Neal found solace from his disturbing thoughts in an unlikely place: the furry embrace of a two-year-old a Labrador Retriever named Storm. That’s the idea behind Senatobia-based Retrieving Freedom, Inc., an organization that works to pair veterans and the disabled with service dogs. Charles Dwyer, co-president and founder of Retrieving Freedom, was inspired by the Tower of Hope, an organization founded in the aftermath of 9/11 that funds training for service dogs to be assigned to wounded veterans.
“I was an amateur dog trainer that competed in hunt test competitions,” he says. “So I was already very passionate about dogs and seeing how much they help out with our returning veterans.”
The actions expected of a service dog are a bit different from that of a bird dog, but Dwyer found the training process remarkably similar.
“It’s cool to train a dog to win a ribbon or retrieve a bird, but it’s even cooler to train a dog to help get someone through the day and possibly prevent them from committing suicide,” says Dwyer. “I train them the same way for the most part, but it’s a bit more up close and personal.”
Dwyer is well aware of the grim statistics associated with veteran suicide, citing 22 self-inflicted deaths a day within the veteran community, or roughly one every 65 minutes.
The dogs trained by Retrieving Freedom are more than simple house pets, serving as psychological anchors and social bridges for those suffering from a variety of ailments including PTSD and autism.
“Especially for those with autism, the dogs can be a conversation starter for those who often have trouble communicating,” says Dwyer. “In a way, the dog becomes the intermediary. And also, they become the cool kid with the dog.”
These dogs are, for the most part, of the Labrador and Golden Retriever persuasion, for a few reasons. They’re naturally intelligent, as well as accepted in public ,and people don’t often shy away from or get nervous around those particular breeds.

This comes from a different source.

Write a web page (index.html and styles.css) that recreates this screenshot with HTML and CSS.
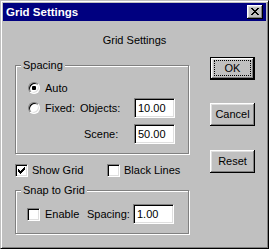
FILE: index.html
```html
<!DOCTYPE html>
<html>
<head>
<meta charset="utf-8">
<title>Grid Settings</title>
<link rel="stylesheet" href="styles.css">
</head>
<body>
<div class="window">
  <div class="titlebar">
    <span class="title">Grid Settings</span>
    <span class="close">
      <svg width="8" height="7" viewBox="0 0 8 7" shape-rendering="crispEdges"><path d="M0 0h2v1H0z M6 0h2v1H6z M1 1h2v1H1z M5 1h2v1H5z M2 2h4v1H2z M3 3h2v1H3z M2 4h4v1H2z M1 5h2v1H1z M5 5h2v1H5z M0 6h2v1H0z M6 6h2v1H6z" fill="#000"/></svg>
    </span>
  </div>
  <div class="client">
    <div class="heading">Grid Settings</div>
    <div class="main">
      <div class="left">
        <fieldset class="group">
          <legend>Spacing</legend>
          <div class="group-body spacing-body">
            <div class="row">
              <span class="opt"><span class="radio checked"></span>Auto</span>
            </div>
            <div class="row">
              <span class="opt col1"><span class="radio"></span>Fixed:</span>
              <span class="col2">Objects:</span>
              <span class="field">10.00</span>
            </div>
            <div class="row row-scene">
              <span class="col1"></span>
              <span class="col2 scene">Scene:</span>
              <span class="field">50.00</span>
            </div>
          </div>
        </fieldset>
        <div class="checks">
          <span class="opt show"><span class="check"><svg width="7" height="7" viewBox="0 0 7 7" shape-rendering="crispEdges"><path d="M6 0h1v3H6z M5 1h1v3H5z M4 2h1v3H4z M3 3h1v3H3z M2 4h1v3H2z M1 3h1v3H1z M0 2h1v3H0z" fill="#000"/></svg></span>Show Grid</span>
          <span class="opt"><span class="check"></span>Black Lines</span>
        </div>
        <fieldset class="group snap">
          <legend>Snap to Grid</legend>
          <div class="group-body snap-body">
            <div class="row">
              <span class="opt enable"><span class="check"></span>Enable</span>
              <span class="snap-label">Spacing:</span>
              <span class="field field-snap">1.00</span>
            </div>
          </div>
        </fieldset>
      </div>
      <div class="buttons">
        <span class="btn default"><span class="focus">OK</span></span>
        <span class="btn cancel">Cancel</span>
        <span class="btn reset">Reset</span>
      </div>
    </div>
  </div>
</div>
</body>
</html>
```

FILE: styles.css
```css
html, body {
  margin: 0;
  padding: 0;
  background: #c0c0c0;
}

body {
  font-family: "Liberation Sans", Arial, sans-serif;
  font-size: 11px;
  line-height: 13px;
  color: #000;
}

.window {
  box-sizing: border-box;
  width: 269px;
  height: 249px;
  background: #c0c0c0;
  border: 1px solid;
  border-color: #c0c0c0 #000 #000 #c0c0c0;
  box-shadow: inset 1px 1px #fff, inset -1px -1px #808080;
  padding: 2px;
}

.titlebar {
  height: 18px;
  background: #000080;
  display: flex;
  align-items: center;
  justify-content: space-between;
  padding-left: 3px;
}

.title {
  color: #fff;
  font-weight: bold;
  font-size: 11.5px;
}

.close {
  width: 16px;
  height: 14px;
  margin-right: 3px;
  box-sizing: border-box;
  background: #c0c0c0;
  box-shadow: inset -1px -1px #000, inset 1px 1px #fff, inset -2px -2px #808080, inset 2px 2px #dfdfdf;
  display: flex;
  align-items: center;
  justify-content: center;
  padding-bottom: 1px;
  padding-right: 1px;
}

.close svg {
  display: block;
}

.client {
  padding: 13px 0 0 12px;
}

.heading {
  text-align: center;
  margin-left: -12px;
  margin-bottom: 10px;
}

.main {
  display: flex;
  align-items: flex-start;
}

.left {
  width: 174px;
  padding-top: 2px;
}

.group {
  margin: 0;
  padding: 0;
  min-width: 0;
  border: 1px solid #808080;
  box-shadow: 1px 1px 0 #fff, inset 1px 1px 0 #fff;
}

.group legend {
  padding: 0 2px;
  margin-left: 5px;
  background: #c0c0c0;
  line-height: 13px;
}

.spacing-body {
  padding: 6px 0 9px 12px;
}

.row {
  display: flex;
  align-items: center;
  height: 20px;
}

.row-scene {
  margin-top: 6px;
}

.opt {
  display: flex;
  align-items: center;
}

.col1 {
  width: 52px;
  flex: none;
}

.col2 {
  width: 54px;
  flex: none;
}

.scene {
  box-sizing: border-box;
  padding-left: 4px;
}

.radio {
  box-sizing: border-box;
  width: 12px;
  height: 12px;
  border-radius: 50%;
  background: #fff;
  border: 1px solid;
  border-color: #808080 #fff #fff #808080;
  box-shadow: inset 1px 1px #000, inset -1px -1px #dfdfdf;
  margin-right: 5px;
  display: flex;
  align-items: center;
  justify-content: center;
  flex: none;
}

.radio.checked::after {
  content: "";
  width: 4px;
  height: 4px;
  border-radius: 1px;
  background: #000;
}

.check {
  box-sizing: border-box;
  width: 13px;
  height: 13px;
  background: #fff;
  border: 1px solid;
  border-color: #808080 #fff #fff #808080;
  box-shadow: inset 1px 1px #000, inset -1px -1px #dfdfdf;
  margin-right: 4px;
  display: flex;
  align-items: center;
  justify-content: center;
  flex: none;
}

.check svg {
  display: block;
}

.field {
  box-sizing: border-box;
  width: 41px;
  height: 20px;
  flex: none;
  background: #fff;
  border: 1px solid;
  border-color: #808080 #fff #fff #808080;
  box-shadow: inset 1px 1px #000, inset -1px -1px #dfdfdf;
  padding-left: 3px;
  display: flex;
  align-items: center;
}

.checks {
  display: flex;
  align-items: center;
  height: 13px;
  margin-top: 10px;
}

.show {
  width: 92px;
}

.snap {
  margin-top: 7px;
}

.snap-body {
  padding: 7px 0 9px 11px;
}

.enable {
  width: 60px;
  flex: none;
}

.enable .check {
  margin-right: 5px;
}

.snap-label {
  width: 46px;
  flex: none;
}

.buttons {
  margin-left: 21px;
  display: flex;
  flex-direction: column;
}

.btn {
  box-sizing: border-box;
  width: 45px;
  height: 23px;
  display: flex;
  align-items: center;
  justify-content: center;
  background: #c0c0c0;
  box-shadow: inset -1px -1px #000, inset 1px 1px #fff, inset -2px -2px #808080, inset 2px 2px #dfdfdf;
}

.btn.default {
  border: 1px solid #000;
  box-shadow: inset -1px -1px #000, inset 1px 1px #fff, inset -2px -2px #808080, inset 2px 2px #dfdfdf;
  padding: 2px 3px 3px 3px;
}

.focus {
  box-sizing: border-box;
  width: 100%;
  height: 100%;
  border: 1px dotted #000;
  display: flex;
  align-items: center;
  justify-content: center;
}

.cancel {
  margin-top: 23px;
}

.reset {
  margin-top: 24px;
}
```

In addition to full public access, dogs from Retrieving Freedom are trained to perform three crucial functions to mitigate an individual’s disability: they can open and close doors, push and pull wheelchairs, and, of course, retrieve objects.

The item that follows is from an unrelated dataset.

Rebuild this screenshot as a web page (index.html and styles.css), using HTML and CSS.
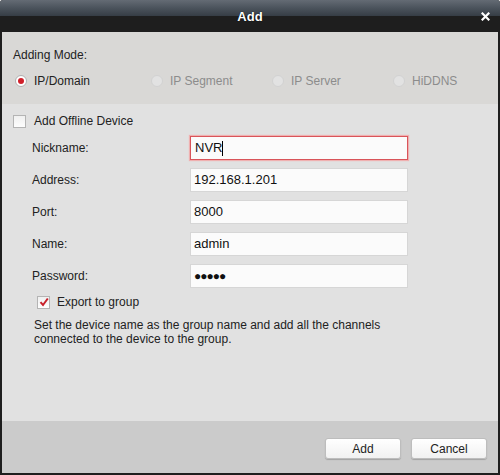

“We don’t want the dog to be an enabler, but there are certain situations where the dog can be a big help for everyday problems,” Dwyer says. “Sometimes it’s as easy as covering personal space for an individual.”
In addition to easing the day-to-day burdens of their human companion, many of the dogs trained by Retrieving Freedom are allowed to cut loose and participate in bird hunts alongside their owners, something that many of the disabled recipients haven’t had a chance to do since injury.

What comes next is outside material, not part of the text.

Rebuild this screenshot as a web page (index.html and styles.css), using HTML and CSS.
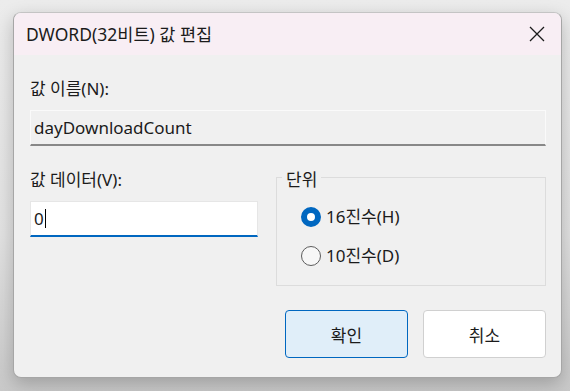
FILE: index.html
```html
<!DOCTYPE html>
<html lang="ko">
<head>
<meta charset="utf-8">
<title>DWORD(32비트) 값 편집</title>
<link rel="stylesheet" href="styles.css">
</head>
<body>
<div class="window">
  <div class="titlebar">
    <span class="title">DWORD(32비트) 값 편집</span>
    <span class="close">
      <svg width="16" height="16" viewBox="0 0 16 16"><path d="M1 1 L15 15 M15 1 L1 15" stroke="#1b1b1b" stroke-width="1.3" fill="none"/></svg>
    </span>
  </div>
  <div class="body">
    <div class="label">값 이름(N):</div>
    <div class="field readonly">dayDownloadCount</div>
    <div class="row">
      <div class="col">
        <div class="label">값 데이터(V):</div>
        <div class="field active">0<span class="caret"></span></div>
      </div>
      <fieldset class="group">
        <legend class="legend">단위</legend>
        <div class="radio"><span class="dot checked"></span><span>16진수(H)</span></div>
        <div class="radio"><span class="dot"></span><span>10진수(D)</span></div>
      </fieldset>
    </div>
    <div class="buttons">
      <div class="btn primary">확인</div>
      <div class="btn">취소</div>
    </div>
  </div>
</div>
</body>
</html>
```
FILE: styles.css
```css
html, body {
  margin: 0;
  padding: 0;
}
body {
  width: 570px;
  height: 391px;
  overflow: hidden;
  background: linear-gradient(#ececec, #e2e2e2 60%, #c9c9c9);
  padding: 12px 0 0 13px;
  box-sizing: border-box;
  font-family: "Noto Sans", "Noto Sans CJK KR", sans-serif;
  font-size: 17px;
  color: #1b1b1b;
}
.window {
  width: 549px;
  height: 366px;
  box-sizing: border-box;
  border: 1px solid #a6a6a6;
  border-top-color: #c4c4c4;
  border-radius: 8px;
  background: #f0f0f0;
  overflow: hidden;
  box-shadow: 0 6px 18px rgba(0,0,0,0.22);
  display: flex;
  flex-direction: column;
}
.titlebar {
  height: 42px;
  background: #f8eef4;
  display: flex;
  align-items: center;
  justify-content: space-between;
  padding: 0 16px 0 12px;
}
.title {
  font-size: 17.5px;
  line-height: 20px;
}
.close {
  display: flex;
  width: 16px;
  height: 16px;
}
.body {
  flex: 1;
  padding: 24px 15px 0 16px;
  display: flex;
  flex-direction: column;
}
.label {
  line-height: 20px;
  height: 20px;
}
.field {
  margin-top: 11px;
  height: 36px;
  box-sizing: border-box;
  padding: 0 3px;
  display: flex;
  align-items: center;
  line-height: 20px;
}
.readonly {
  border: 1px solid #fafafa;
  border-bottom: 2px solid #888888;
  background: #f0f0f0;
}
.active {
  border: 1px solid #e6e6e6;
  border-bottom: 2px solid #0067c0;
  background: #ffffff;
}
.caret {
  display: inline-block;
  width: 1px;
  height: 19px;
  background: #000;
  margin-left: 1px;
}
.row {
  display: flex;
  justify-content: space-between;
  margin-top: 24px;
}
.col {
  width: 228px;
}
.group {
  margin: -3px 0 0 0;
  width: 270px;
  height: 119px;
  box-sizing: border-box;
  border: 1px solid #dcdcdc;
  padding: 20px 0 0 24px;
}
.legend {
  padding: 6px 4px 0 4px;
  margin-left: -19px;
  line-height: 14px;
}
.radio {
  display: flex;
  align-items: center;
  height: 20px;
  gap: 5px;
  line-height: 20px;
  margin-bottom: 19px;
}
.dot {
  width: 20px;
  height: 20px;
  box-sizing: border-box;
  border-radius: 50%;
  border: 1px solid #5c5c5c;
  background: #f7f7f7;
}
.dot.checked {
  border: 6px solid #0067c0;
  background: #ffffff;
}
.buttons {
  display: flex;
  justify-content: flex-end;
  gap: 15px;
  margin-top: 24px;
}
.btn {
  width: 123px;
  height: 48px;
  box-sizing: border-box;
  border: 1px solid #d0d0d0;
  border-radius: 4px;
  background: #ffffff;
  display: flex;
  align-items: center;
  justify-content: center;
}
.btn.primary {
  background: #e0eef9;
  border-color: #0067c0;
}
```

“These dogs are training to provide a service for their owner,” says Dwyer. “For many of these guys, helping hunt is a service.”
Retrieving Freedom dogs are specially bred and raised from eight weeks of age to perform their assigned duties. The raw cost of training a service dog for Retrieving Freedom is more than $21,000, though veteran recipients aren’t charged a dime. For Dwyer, much of this is cost offset through fundraising efforts, grants, private donations and corporate sponsorship.